### OBJECTIVE
Copy out each line containing "components" from the entries below.

═══ INPUT MATERIAL

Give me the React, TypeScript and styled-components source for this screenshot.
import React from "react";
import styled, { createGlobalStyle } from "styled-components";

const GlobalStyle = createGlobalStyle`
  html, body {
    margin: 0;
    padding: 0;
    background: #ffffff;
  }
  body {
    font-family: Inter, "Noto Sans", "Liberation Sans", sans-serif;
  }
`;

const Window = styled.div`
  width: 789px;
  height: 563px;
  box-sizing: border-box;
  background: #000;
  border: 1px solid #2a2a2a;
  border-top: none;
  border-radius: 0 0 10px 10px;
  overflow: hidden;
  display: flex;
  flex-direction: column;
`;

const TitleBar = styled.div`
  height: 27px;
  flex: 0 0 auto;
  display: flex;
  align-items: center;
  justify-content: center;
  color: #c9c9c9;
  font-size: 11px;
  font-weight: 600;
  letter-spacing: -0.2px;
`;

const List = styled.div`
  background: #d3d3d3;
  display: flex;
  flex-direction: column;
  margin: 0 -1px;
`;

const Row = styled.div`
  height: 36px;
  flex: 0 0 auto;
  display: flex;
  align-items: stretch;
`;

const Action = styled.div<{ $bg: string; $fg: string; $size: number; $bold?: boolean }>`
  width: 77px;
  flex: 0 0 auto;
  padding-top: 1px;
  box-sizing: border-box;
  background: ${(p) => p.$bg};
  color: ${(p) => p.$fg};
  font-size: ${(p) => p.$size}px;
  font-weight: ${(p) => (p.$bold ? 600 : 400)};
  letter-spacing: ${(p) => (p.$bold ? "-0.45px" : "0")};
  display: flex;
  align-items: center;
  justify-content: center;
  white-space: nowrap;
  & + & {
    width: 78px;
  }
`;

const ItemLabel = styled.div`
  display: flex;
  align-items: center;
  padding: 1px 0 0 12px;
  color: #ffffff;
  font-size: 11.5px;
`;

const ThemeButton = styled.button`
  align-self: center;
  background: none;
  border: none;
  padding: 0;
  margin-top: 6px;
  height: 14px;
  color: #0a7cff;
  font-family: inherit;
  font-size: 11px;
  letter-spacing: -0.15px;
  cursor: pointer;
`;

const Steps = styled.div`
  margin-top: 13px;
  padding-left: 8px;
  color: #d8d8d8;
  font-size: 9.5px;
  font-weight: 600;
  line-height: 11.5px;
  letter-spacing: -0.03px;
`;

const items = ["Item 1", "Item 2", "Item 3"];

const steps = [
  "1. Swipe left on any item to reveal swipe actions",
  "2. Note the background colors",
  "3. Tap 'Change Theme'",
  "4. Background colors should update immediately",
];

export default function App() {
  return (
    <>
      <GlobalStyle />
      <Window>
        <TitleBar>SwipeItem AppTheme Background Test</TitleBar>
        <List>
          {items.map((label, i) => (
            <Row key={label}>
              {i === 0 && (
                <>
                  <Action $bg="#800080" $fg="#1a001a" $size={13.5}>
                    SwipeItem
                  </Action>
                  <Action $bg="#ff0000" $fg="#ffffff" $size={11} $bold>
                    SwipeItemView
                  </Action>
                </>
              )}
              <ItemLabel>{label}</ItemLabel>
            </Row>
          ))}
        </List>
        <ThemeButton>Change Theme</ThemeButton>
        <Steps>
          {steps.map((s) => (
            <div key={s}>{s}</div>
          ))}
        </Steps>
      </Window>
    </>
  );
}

══════
═══ INPUT MATERIAL

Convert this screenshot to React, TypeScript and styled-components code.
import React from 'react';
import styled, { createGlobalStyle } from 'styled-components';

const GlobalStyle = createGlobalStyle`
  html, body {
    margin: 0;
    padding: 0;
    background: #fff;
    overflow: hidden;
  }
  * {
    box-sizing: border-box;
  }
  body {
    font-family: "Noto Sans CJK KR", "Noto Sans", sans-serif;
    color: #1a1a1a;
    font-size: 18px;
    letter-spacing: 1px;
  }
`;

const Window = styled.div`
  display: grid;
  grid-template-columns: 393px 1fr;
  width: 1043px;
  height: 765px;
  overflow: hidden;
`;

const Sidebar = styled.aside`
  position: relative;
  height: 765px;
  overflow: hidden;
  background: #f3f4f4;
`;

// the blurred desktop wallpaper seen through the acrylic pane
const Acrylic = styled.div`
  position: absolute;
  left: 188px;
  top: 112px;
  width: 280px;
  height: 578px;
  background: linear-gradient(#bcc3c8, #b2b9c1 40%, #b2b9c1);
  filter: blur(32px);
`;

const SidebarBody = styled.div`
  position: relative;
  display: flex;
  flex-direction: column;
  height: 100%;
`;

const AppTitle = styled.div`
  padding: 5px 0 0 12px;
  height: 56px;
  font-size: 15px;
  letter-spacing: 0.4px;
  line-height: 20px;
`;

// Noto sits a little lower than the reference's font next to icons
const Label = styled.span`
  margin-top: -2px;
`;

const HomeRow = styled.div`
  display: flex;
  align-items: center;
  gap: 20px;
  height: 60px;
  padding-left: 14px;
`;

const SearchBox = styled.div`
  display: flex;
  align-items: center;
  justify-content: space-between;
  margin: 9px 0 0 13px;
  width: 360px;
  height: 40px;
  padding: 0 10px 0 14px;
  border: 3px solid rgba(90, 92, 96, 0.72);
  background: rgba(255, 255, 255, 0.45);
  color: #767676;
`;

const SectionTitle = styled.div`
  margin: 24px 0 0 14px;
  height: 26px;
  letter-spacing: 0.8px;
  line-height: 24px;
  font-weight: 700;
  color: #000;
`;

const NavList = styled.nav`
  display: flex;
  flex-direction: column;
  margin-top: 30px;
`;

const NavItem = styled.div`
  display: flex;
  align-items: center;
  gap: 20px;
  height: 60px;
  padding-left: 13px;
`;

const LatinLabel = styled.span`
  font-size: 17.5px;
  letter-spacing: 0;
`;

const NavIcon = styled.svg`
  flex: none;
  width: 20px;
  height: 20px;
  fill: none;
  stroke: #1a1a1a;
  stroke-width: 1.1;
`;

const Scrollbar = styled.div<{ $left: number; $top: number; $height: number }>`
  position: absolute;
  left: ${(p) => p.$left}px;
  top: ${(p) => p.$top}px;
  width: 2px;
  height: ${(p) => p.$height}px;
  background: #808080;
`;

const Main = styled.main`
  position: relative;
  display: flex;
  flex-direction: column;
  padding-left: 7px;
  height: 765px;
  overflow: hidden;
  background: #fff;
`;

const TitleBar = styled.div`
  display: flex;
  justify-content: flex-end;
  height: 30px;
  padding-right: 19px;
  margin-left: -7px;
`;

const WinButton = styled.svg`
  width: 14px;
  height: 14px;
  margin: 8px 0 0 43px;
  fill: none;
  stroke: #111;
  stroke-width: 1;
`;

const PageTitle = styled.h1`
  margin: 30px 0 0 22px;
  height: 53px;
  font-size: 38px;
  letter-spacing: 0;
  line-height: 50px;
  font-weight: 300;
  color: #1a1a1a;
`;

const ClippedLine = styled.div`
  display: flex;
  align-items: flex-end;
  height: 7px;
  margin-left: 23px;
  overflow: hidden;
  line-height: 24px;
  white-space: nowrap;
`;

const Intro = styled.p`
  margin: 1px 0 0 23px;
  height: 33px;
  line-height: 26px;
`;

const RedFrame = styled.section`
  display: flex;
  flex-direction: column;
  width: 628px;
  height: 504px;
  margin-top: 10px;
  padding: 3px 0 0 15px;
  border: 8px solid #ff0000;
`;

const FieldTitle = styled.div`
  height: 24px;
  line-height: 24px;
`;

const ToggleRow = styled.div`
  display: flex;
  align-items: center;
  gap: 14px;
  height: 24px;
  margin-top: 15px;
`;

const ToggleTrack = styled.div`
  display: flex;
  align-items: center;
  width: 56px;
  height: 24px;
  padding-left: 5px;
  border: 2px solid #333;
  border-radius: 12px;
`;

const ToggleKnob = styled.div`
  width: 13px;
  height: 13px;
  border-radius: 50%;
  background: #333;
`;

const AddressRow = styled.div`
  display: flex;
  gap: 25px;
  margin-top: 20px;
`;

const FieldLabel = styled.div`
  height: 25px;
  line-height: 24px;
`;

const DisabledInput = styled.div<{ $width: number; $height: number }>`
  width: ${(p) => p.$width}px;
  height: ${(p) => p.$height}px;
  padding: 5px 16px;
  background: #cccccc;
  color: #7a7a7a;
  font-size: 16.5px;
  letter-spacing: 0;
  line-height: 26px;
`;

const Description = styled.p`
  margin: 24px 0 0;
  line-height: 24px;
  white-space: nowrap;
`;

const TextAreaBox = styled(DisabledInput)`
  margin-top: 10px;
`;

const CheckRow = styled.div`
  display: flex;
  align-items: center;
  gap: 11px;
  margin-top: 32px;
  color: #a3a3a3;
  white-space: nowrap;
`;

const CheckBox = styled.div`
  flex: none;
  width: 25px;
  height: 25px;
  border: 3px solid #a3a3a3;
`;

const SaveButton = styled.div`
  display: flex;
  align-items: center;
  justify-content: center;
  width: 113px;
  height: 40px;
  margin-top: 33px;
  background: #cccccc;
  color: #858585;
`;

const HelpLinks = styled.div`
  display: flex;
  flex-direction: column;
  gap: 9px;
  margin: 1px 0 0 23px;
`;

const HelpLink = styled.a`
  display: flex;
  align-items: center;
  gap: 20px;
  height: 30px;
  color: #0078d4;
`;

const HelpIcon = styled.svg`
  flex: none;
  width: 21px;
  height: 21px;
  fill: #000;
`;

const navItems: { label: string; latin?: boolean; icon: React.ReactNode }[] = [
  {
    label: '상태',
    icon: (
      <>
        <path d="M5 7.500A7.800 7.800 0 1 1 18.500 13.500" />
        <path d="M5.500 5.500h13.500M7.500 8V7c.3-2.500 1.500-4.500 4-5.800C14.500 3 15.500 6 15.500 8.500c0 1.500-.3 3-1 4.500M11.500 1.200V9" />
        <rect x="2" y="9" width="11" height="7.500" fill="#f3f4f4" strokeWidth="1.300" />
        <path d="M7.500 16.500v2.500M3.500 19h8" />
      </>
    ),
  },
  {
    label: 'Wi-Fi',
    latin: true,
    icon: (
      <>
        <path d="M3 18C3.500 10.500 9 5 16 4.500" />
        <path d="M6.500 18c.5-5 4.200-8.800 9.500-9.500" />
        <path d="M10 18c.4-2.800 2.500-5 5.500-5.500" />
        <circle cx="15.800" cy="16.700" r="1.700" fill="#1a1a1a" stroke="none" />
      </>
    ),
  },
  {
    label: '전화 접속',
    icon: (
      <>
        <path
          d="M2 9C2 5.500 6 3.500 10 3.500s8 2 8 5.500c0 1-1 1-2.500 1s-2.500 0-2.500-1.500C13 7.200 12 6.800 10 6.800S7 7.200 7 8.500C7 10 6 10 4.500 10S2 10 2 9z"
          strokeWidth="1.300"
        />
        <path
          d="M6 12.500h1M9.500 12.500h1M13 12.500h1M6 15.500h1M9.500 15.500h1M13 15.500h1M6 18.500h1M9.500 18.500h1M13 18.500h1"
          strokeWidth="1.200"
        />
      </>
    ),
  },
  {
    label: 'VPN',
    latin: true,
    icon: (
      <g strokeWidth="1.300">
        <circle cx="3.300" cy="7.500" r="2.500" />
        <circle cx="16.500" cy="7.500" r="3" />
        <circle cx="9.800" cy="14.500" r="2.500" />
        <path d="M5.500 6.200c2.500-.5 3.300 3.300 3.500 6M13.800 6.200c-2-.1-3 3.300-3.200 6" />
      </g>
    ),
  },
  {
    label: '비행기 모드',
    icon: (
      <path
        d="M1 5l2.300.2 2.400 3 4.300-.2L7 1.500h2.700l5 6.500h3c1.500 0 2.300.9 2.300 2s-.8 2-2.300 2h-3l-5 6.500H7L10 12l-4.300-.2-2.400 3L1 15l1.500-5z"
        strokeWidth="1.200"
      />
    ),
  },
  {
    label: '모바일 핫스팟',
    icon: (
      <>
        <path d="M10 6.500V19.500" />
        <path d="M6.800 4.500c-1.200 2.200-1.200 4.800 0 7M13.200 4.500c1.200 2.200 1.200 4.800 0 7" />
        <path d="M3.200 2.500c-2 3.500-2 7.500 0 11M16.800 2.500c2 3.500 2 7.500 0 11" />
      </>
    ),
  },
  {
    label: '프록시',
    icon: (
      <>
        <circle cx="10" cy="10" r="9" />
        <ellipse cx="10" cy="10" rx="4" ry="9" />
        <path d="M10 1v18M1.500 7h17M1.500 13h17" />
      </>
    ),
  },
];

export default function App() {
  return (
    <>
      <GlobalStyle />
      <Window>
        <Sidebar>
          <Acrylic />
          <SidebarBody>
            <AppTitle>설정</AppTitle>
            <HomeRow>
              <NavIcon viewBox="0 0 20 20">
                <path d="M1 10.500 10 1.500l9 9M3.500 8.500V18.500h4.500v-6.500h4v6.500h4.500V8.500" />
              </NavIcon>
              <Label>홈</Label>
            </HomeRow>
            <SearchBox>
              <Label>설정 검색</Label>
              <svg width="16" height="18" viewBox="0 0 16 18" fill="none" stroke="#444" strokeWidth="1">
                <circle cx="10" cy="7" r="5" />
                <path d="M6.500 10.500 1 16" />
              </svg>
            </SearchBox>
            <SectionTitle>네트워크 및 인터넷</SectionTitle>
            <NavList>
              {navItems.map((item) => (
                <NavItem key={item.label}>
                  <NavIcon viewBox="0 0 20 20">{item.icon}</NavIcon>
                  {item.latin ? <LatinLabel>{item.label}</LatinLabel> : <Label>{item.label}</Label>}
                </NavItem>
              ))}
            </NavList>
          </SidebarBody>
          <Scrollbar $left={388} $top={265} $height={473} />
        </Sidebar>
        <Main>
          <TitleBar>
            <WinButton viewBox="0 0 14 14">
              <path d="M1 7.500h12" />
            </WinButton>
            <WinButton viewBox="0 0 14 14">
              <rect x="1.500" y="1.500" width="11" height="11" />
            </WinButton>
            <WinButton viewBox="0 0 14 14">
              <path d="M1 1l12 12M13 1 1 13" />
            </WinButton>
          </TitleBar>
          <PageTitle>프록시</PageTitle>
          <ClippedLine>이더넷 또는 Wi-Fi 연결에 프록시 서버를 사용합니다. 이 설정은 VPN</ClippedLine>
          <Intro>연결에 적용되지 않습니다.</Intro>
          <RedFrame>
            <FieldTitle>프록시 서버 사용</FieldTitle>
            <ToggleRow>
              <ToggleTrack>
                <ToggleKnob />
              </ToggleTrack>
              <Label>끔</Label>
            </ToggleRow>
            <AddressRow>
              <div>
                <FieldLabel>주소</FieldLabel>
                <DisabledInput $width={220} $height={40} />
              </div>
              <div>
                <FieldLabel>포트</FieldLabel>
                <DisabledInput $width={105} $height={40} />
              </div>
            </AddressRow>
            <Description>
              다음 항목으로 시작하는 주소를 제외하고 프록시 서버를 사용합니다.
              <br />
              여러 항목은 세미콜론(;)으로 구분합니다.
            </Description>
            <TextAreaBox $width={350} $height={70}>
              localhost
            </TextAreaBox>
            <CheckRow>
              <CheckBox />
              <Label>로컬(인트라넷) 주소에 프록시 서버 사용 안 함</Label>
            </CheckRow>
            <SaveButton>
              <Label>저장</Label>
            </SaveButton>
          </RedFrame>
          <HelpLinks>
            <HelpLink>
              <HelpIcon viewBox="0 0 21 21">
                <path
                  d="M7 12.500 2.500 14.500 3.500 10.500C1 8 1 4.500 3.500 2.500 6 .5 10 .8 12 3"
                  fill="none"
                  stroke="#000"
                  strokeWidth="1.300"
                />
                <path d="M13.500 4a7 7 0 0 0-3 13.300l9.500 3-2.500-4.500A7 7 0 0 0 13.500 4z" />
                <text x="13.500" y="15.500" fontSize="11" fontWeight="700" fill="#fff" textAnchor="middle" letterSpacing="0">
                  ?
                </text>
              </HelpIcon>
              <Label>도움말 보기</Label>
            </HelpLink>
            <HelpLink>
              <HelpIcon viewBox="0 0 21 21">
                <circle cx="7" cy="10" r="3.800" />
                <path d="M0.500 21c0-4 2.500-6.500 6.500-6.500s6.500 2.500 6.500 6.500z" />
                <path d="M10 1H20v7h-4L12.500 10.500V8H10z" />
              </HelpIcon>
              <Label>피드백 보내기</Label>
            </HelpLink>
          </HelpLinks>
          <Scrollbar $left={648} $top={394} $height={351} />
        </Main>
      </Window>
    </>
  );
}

══════
═══ INPUT MATERIAL

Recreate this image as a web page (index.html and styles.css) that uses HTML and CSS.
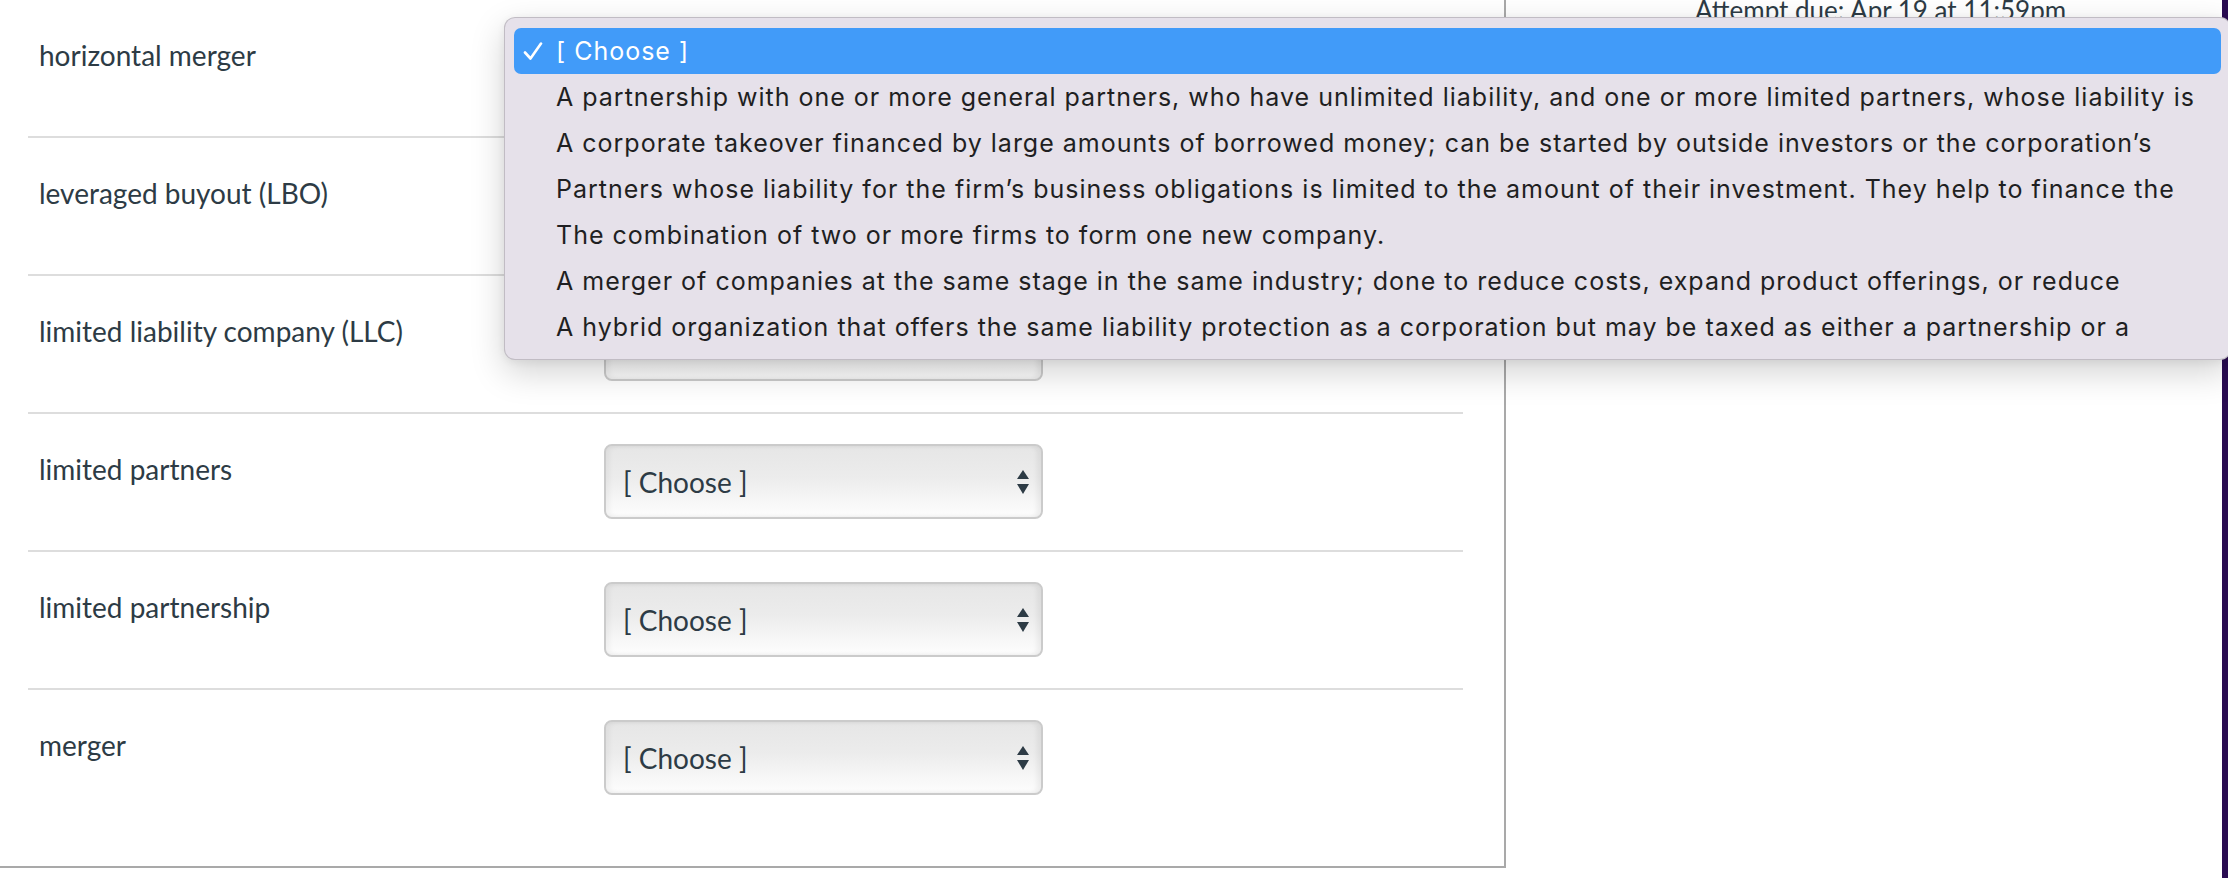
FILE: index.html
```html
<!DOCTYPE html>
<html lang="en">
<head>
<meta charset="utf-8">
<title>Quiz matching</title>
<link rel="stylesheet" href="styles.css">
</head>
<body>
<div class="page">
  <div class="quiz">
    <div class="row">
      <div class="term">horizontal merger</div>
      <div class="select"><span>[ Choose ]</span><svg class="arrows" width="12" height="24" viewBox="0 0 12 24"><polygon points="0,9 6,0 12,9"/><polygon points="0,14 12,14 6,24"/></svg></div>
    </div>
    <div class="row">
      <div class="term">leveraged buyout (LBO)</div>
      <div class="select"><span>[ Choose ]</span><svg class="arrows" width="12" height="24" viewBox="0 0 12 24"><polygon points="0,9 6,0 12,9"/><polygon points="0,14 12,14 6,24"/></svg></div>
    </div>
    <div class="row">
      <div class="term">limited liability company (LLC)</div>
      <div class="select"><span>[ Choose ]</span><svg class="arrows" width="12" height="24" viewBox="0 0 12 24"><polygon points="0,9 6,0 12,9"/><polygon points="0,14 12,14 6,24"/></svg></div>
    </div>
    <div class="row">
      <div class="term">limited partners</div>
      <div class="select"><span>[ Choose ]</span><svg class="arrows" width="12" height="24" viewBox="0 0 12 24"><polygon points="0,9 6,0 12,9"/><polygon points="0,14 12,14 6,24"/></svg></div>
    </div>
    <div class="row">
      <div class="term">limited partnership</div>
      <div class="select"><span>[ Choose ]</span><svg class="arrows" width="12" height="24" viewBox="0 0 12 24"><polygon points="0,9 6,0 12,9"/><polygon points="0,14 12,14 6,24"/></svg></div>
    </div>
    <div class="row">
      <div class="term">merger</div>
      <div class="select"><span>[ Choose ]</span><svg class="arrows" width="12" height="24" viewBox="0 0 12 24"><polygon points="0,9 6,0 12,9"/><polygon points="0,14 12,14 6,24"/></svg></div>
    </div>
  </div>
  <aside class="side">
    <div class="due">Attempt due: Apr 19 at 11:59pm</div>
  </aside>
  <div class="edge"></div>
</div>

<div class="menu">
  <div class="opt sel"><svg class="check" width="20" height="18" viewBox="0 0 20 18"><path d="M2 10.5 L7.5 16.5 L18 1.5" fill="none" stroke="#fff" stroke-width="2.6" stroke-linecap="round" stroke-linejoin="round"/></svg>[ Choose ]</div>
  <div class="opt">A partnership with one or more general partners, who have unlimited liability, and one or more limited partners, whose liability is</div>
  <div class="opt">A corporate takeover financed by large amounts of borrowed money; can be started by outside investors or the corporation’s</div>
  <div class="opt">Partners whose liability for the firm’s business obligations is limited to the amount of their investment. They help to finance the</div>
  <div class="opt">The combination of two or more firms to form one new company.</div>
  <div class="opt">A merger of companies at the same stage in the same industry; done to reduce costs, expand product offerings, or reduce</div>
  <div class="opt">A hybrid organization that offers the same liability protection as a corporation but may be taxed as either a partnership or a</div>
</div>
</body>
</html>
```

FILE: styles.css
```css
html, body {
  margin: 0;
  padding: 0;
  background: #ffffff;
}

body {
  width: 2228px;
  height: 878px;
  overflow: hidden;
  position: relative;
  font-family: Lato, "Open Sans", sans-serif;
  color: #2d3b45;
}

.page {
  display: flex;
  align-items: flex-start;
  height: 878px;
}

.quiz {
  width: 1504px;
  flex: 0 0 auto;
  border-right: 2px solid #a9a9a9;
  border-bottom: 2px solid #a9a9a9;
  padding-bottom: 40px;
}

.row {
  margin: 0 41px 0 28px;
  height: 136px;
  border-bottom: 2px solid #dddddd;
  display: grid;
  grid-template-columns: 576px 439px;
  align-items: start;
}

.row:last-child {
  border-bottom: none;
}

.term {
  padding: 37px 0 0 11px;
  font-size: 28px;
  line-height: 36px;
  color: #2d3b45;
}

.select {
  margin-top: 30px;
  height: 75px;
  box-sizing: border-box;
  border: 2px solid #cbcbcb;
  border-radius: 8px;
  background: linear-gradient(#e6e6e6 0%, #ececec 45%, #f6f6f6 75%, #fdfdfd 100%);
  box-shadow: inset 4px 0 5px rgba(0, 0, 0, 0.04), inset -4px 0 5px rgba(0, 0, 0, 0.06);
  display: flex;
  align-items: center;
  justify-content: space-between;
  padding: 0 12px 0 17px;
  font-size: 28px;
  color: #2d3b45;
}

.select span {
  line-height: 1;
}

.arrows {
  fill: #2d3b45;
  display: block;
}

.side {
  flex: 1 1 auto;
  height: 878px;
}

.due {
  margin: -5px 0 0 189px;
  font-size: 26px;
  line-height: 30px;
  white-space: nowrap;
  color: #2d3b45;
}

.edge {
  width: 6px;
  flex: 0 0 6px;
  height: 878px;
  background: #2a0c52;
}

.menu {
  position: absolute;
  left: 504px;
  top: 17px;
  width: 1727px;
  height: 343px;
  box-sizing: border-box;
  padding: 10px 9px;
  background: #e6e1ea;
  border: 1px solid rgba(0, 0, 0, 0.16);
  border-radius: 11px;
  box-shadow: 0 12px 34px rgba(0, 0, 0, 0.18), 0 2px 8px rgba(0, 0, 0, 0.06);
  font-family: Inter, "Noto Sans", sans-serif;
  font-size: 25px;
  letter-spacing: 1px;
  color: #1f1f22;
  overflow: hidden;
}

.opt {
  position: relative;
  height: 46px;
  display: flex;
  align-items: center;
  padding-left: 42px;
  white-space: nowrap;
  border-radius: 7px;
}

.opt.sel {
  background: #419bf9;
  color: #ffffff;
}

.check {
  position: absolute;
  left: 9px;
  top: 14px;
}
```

══════

### ANSWER TO THE PROBLEM
Give me the React, TypeScript and styled-components source for this screenshot.
import styled, { createGlobalStyle } from "styled-components";
Convert this screenshot to React, TypeScript and styled-components code.
import styled, { createGlobalStyle } from 'styled-components';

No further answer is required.